## [What the task requires]
Identify each line containing the word "styles" and copy it.

-- Start of Recorded data --

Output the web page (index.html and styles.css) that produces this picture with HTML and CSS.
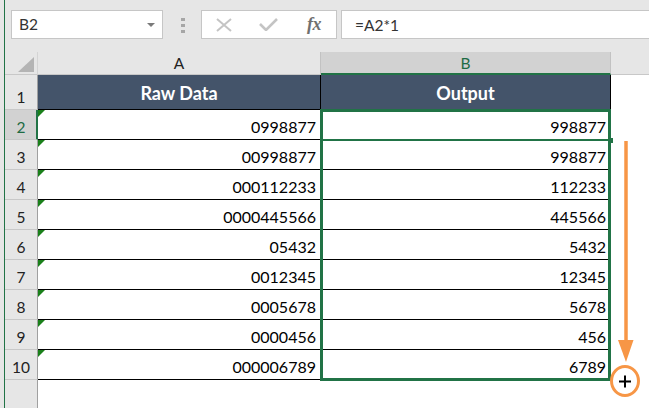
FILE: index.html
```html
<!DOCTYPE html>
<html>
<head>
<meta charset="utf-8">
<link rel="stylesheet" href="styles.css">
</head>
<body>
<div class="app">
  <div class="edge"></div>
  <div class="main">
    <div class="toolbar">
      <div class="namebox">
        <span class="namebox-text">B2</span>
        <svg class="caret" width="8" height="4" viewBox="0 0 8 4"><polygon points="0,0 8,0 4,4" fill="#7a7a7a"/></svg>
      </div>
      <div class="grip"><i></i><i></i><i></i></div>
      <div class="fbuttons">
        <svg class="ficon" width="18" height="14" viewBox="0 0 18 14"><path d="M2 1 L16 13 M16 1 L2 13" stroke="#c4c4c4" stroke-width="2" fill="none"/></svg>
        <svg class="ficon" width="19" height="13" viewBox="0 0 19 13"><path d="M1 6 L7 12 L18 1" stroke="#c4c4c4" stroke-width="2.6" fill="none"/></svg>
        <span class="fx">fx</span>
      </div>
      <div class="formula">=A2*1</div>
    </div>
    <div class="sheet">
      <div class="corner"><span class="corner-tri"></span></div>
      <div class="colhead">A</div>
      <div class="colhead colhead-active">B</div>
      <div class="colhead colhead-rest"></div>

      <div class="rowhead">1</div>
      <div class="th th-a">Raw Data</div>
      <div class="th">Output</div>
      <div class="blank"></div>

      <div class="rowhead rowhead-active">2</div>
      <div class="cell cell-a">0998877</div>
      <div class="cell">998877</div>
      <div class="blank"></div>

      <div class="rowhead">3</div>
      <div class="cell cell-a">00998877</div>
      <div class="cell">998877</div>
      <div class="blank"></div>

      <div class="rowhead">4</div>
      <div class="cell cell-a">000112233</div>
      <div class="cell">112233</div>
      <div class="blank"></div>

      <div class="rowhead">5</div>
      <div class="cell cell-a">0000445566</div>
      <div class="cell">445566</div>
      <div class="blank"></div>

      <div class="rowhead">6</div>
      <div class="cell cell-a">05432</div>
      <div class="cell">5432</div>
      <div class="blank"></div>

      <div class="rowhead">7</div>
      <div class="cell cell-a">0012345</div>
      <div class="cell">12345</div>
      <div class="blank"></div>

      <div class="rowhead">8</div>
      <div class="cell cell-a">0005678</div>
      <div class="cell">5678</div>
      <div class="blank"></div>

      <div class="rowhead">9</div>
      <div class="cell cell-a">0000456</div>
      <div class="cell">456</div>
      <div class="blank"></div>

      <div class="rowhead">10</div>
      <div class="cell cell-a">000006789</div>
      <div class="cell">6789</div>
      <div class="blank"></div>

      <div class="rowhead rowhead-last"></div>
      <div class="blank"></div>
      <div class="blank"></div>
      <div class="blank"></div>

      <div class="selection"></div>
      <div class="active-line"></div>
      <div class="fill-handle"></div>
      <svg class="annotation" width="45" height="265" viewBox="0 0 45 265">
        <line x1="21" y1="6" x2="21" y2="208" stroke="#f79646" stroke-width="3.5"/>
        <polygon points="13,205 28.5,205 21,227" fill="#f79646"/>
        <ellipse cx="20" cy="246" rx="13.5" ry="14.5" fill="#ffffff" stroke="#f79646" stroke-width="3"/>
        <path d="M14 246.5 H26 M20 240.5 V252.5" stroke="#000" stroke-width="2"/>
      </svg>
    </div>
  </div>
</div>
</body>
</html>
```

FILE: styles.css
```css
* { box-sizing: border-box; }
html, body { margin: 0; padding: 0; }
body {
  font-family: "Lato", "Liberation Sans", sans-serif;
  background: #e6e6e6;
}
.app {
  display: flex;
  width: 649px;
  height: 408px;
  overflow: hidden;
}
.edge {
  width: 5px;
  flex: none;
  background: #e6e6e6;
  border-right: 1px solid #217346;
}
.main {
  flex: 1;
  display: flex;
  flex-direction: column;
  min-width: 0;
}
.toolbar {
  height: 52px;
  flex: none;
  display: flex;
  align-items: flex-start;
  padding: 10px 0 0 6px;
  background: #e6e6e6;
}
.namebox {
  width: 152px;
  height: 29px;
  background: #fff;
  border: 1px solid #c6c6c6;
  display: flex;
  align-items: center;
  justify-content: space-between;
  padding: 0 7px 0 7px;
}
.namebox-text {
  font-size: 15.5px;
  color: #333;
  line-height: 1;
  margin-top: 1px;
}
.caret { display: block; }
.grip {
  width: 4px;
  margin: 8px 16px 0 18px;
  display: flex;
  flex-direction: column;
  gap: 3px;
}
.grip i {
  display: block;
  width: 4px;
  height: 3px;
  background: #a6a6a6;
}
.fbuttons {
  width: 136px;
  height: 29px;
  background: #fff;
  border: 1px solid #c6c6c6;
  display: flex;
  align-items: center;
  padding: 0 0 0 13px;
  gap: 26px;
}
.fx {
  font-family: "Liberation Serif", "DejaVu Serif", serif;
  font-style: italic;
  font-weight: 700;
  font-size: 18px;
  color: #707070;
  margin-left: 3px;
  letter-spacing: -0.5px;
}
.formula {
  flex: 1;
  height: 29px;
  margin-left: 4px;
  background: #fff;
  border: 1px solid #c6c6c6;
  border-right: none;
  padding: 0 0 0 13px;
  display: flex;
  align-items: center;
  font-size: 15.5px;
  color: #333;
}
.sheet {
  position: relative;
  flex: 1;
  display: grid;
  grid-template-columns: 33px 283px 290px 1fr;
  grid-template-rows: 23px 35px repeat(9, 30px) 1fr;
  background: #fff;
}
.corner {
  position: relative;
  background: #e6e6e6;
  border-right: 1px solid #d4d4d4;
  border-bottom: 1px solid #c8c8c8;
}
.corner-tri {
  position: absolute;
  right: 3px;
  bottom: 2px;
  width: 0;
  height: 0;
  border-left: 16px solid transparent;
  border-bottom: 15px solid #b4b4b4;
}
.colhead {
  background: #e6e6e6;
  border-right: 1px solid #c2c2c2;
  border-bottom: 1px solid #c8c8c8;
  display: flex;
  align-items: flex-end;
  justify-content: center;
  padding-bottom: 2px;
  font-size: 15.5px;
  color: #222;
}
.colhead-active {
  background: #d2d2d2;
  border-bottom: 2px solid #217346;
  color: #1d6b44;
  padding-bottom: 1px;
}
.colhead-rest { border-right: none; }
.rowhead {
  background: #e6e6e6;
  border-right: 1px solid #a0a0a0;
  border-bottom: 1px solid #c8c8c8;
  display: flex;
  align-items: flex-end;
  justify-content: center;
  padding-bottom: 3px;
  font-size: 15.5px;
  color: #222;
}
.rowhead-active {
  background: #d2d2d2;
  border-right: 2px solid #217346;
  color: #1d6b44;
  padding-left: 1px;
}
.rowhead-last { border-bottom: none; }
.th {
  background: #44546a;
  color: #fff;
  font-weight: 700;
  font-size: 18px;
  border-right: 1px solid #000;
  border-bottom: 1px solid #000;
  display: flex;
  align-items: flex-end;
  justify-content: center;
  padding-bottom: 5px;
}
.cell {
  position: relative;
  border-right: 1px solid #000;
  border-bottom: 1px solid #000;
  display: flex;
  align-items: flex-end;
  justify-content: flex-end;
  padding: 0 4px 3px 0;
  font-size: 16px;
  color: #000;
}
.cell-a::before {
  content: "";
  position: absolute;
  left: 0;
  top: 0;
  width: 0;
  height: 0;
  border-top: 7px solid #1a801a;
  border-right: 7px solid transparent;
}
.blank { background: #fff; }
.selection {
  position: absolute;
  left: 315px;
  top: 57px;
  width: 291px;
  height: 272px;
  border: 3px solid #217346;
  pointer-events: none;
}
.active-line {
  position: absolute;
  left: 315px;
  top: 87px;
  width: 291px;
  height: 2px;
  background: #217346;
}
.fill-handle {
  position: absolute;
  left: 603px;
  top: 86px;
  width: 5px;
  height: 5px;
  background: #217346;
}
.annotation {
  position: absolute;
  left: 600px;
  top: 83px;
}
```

-- End of Recorded data --

## [Full solution]
Output the web page (index.html and styles.css) that produces this picture with HTML and CSS.
<link rel="stylesheet" href="styles.css">
FILE: styles.css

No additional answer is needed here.